Directive: Transcribe each line of the material as it is, and drop any picture.

Dataset section:
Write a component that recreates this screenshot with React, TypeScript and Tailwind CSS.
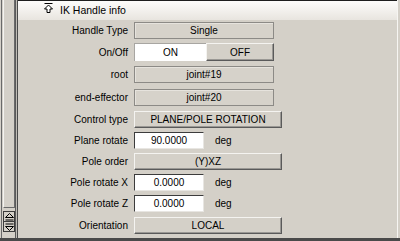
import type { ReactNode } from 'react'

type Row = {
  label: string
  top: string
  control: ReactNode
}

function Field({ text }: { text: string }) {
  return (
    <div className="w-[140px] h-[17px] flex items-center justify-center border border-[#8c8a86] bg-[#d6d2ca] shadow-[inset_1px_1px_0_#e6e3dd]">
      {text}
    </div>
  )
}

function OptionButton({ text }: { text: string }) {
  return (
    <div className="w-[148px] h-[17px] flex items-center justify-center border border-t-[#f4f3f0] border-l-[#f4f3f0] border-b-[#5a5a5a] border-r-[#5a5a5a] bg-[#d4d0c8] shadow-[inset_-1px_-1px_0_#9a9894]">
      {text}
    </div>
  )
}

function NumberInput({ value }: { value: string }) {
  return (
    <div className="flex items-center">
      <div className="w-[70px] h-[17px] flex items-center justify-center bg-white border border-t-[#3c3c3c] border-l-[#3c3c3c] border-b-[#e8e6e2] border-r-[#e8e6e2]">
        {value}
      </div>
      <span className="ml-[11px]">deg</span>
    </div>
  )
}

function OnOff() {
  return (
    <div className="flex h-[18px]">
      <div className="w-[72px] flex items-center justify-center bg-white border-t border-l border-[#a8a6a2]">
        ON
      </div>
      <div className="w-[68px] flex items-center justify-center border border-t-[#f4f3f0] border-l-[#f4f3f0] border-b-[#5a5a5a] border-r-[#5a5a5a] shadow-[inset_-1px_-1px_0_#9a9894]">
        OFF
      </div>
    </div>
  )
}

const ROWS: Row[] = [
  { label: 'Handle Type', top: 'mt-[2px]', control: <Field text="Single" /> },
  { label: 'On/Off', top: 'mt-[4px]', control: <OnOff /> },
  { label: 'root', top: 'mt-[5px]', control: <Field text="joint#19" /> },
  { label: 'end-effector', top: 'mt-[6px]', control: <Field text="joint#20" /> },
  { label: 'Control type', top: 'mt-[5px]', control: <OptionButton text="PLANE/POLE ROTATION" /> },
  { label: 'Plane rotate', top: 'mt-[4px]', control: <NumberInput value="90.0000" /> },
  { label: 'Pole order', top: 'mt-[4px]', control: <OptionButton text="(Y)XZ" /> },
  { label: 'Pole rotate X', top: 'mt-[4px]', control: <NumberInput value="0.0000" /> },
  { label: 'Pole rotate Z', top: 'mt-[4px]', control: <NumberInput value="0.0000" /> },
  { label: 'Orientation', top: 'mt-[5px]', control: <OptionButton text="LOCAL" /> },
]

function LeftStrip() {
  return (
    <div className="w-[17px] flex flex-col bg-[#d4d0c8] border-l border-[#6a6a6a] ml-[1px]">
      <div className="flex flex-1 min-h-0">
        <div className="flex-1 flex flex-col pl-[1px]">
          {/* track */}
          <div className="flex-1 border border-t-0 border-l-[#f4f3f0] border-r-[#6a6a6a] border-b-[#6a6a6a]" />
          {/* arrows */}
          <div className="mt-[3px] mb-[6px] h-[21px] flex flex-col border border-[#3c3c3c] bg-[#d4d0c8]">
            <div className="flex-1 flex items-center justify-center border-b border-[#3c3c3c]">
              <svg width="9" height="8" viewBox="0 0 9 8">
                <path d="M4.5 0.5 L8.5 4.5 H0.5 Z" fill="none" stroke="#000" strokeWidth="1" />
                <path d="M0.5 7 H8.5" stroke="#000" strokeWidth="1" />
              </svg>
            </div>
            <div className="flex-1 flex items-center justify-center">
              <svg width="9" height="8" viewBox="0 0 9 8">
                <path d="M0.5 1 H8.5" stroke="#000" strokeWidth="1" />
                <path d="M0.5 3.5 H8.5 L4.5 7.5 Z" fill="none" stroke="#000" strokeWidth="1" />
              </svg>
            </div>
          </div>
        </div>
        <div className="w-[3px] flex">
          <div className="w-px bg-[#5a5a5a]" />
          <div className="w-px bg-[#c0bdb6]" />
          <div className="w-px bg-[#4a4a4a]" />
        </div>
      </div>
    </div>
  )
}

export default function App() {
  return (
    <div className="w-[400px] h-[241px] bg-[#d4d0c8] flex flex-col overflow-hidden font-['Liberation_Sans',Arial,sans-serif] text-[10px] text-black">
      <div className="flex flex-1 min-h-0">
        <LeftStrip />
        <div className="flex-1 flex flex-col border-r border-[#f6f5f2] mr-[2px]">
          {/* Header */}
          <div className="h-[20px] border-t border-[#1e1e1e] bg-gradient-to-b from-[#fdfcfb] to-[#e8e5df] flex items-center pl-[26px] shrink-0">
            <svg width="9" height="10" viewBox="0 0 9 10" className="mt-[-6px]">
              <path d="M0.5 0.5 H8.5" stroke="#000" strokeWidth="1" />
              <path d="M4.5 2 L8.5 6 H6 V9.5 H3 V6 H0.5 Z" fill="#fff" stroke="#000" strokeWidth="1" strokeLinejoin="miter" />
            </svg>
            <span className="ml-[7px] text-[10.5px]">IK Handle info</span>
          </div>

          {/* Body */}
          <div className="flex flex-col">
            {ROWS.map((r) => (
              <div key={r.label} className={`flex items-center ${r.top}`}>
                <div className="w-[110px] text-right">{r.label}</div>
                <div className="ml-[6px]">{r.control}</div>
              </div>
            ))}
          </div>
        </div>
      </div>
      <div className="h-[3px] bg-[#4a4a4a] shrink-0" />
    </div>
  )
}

Exercise answer:
Write a component that recreates this screenshot with React, TypeScript and Tailwind CSS.
import type { ReactNode } from 'react'

type Row = {
  label: string
  top: string
  control: ReactNode
}

function Field({ text }: { text: string }) {
  return (
    <div className="w-[140px] h-[17px] flex items-center justify-center border border-[#8c8a86] bg-[#d6d2ca] shadow-[inset_1px_1px_0_#e6e3dd]">
      {text}
    </div>
  )
}

function OptionButton({ text }: { text: string }) {
  return (
    <div className="w-[148px] h-[17px] flex items-center justify-center border border-t-[#f4f3f0] border-l-[#f4f3f0] border-b-[#5a5a5a] border-r-[#5a5a5a] bg-[#d4d0c8] shadow-[inset_-1px_-1px_0_#9a9894]">
      {text}
    </div>
  )
}

function NumberInput({ value }: { value: string }) {
  return (
    <div className="flex items-center">
      <div className="w-[70px] h-[17px] flex items-center justify-center bg-white border border-t-[#3c3c3c] border-l-[#3c3c3c] border-b-[#e8e6e2] border-r-[#e8e6e2]">
        {value}
      </div>
      <span className="ml-[11px]">deg</span>
    </div>
  )
}

function OnOff() {
  return (
    <div className="flex h-[18px]">
      <div className="w-[72px] flex items-center justify-center bg-white border-t border-l border-[#a8a6a2]">
        ON
      </div>
      <div className="w-[68px] flex items-center justify-center border border-t-[#f4f3f0] border-l-[#f4f3f0] border-b-[#5a5a5a] border-r-[#5a5a5a] shadow-[inset_-1px_-1px_0_#9a9894]">
        OFF
      </div>
    </div>
  )
}

const ROWS: Row[] = [
  { label: 'Handle Type', top: 'mt-[2px]', control: <Field text="Single" /> },
  { label: 'On/Off', top: 'mt-[4px]', control: <OnOff /> },
  { label: 'root', top: 'mt-[5px]', control: <Field text="joint#19" /> },
  { label: 'end-effector', top: 'mt-[6px]', control: <Field text="joint#20" /> },
  { label: 'Control type', top: 'mt-[5px]', control: <OptionButton text="PLANE/POLE ROTATION" /> },
  { label: 'Plane rotate', top: 'mt-[4px]', control: <NumberInput value="90.0000" /> },
  { label: 'Pole order', top: 'mt-[4px]', control: <OptionButton text="(Y)XZ" /> },
  { label: 'Pole rotate X', top: 'mt-[4px]', control: <NumberInput value="0.0000" /> },
  { label: 'Pole rotate Z', top: 'mt-[4px]', control: <NumberInput value="0.0000" /> },
  { label: 'Orientation', top: 'mt-[5px]', control: <OptionButton text="LOCAL" /> },
]

function LeftStrip() {
  return (
    <div className="w-[17px] flex flex-col bg-[#d4d0c8] border-l border-[#6a6a6a] ml-[1px]">
      <div className="flex flex-1 min-h-0">
        <div className="flex-1 flex flex-col pl-[1px]">
          {/* track */}
          <div className="flex-1 border border-t-0 border-l-[#f4f3f0] border-r-[#6a6a6a] border-b-[#6a6a6a]" />
          {/* arrows */}
          <div className="mt-[3px] mb-[6px] h-[21px] flex flex-col border border-[#3c3c3c] bg-[#d4d0c8]">
            <div className="flex-1 flex items-center justify-center border-b border-[#3c3c3c]">
              <svg width="9" height="8" viewBox="0 0 9 8">
                <path d="M4.5 0.5 L8.5 4.5 H0.5 Z" fill="none" stroke="#000" strokeWidth="1" />
                <path d="M0.5 7 H8.5" stroke="#000" strokeWidth="1" />
              </svg>
            </div>
            <div className="flex-1 flex items-center justify-center">
              <svg width="9" height="8" viewBox="0 0 9 8">
                <path d="M0.5 1 H8.5" stroke="#000" strokeWidth="1" />
                <path d="M0.5 3.5 H8.5 L4.5 7.5 Z" fill="none" stroke="#000" strokeWidth="1" />
              </svg>
            </div>
          </div>
        </div>
        <div className="w-[3px] flex">
          <div className="w-px bg-[#5a5a5a]" />
          <div className="w-px bg-[#c0bdb6]" />
          <div className="w-px bg-[#4a4a4a]" />
        </div>
      </div>
    </div>
  )
}

export default function App() {
  return (
    <div className="w-[400px] h-[241px] bg-[#d4d0c8] flex flex-col overflow-hidden font-['Liberation_Sans',Arial,sans-serif] text-[10px] text-black">
      <div className="flex flex-1 min-h-0">
        <LeftStrip />
        <div className="flex-1 flex flex-col border-r border-[#f6f5f2] mr-[2px]">
          {/* Header */}
          <div className="h-[20px] border-t border-[#1e1e1e] bg-gradient-to-b from-[#fdfcfb] to-[#e8e5df] flex items-center pl-[26px] shrink-0">
            <svg width="9" height="10" viewBox="0 0 9 10" className="mt-[-6px]">
              <path d="M0.5 0.5 H8.5" stroke="#000" strokeWidth="1" />
              <path d="M4.5 2 L8.5 6 H6 V9.5 H3 V6 H0.5 Z" fill="#fff" stroke="#000" strokeWidth="1" strokeLinejoin="miter" />
            </svg>
            <span className="ml-[7px] text-[10.5px]">IK Handle info</span>
          </div>

          {/* Body */}
          <div className="flex flex-col">
            {ROWS.map((r) => (
              <div key={r.label} className={`flex items-center ${r.top}`}>
                <div className="w-[110px] text-right">{r.label}</div>
                <div className="ml-[6px]">{r.control}</div>
              </div>
            ))}
          </div>
        </div>
      </div>
      <div className="h-[3px] bg-[#4a4a4a] shrink-0" />
    </div>
  )
}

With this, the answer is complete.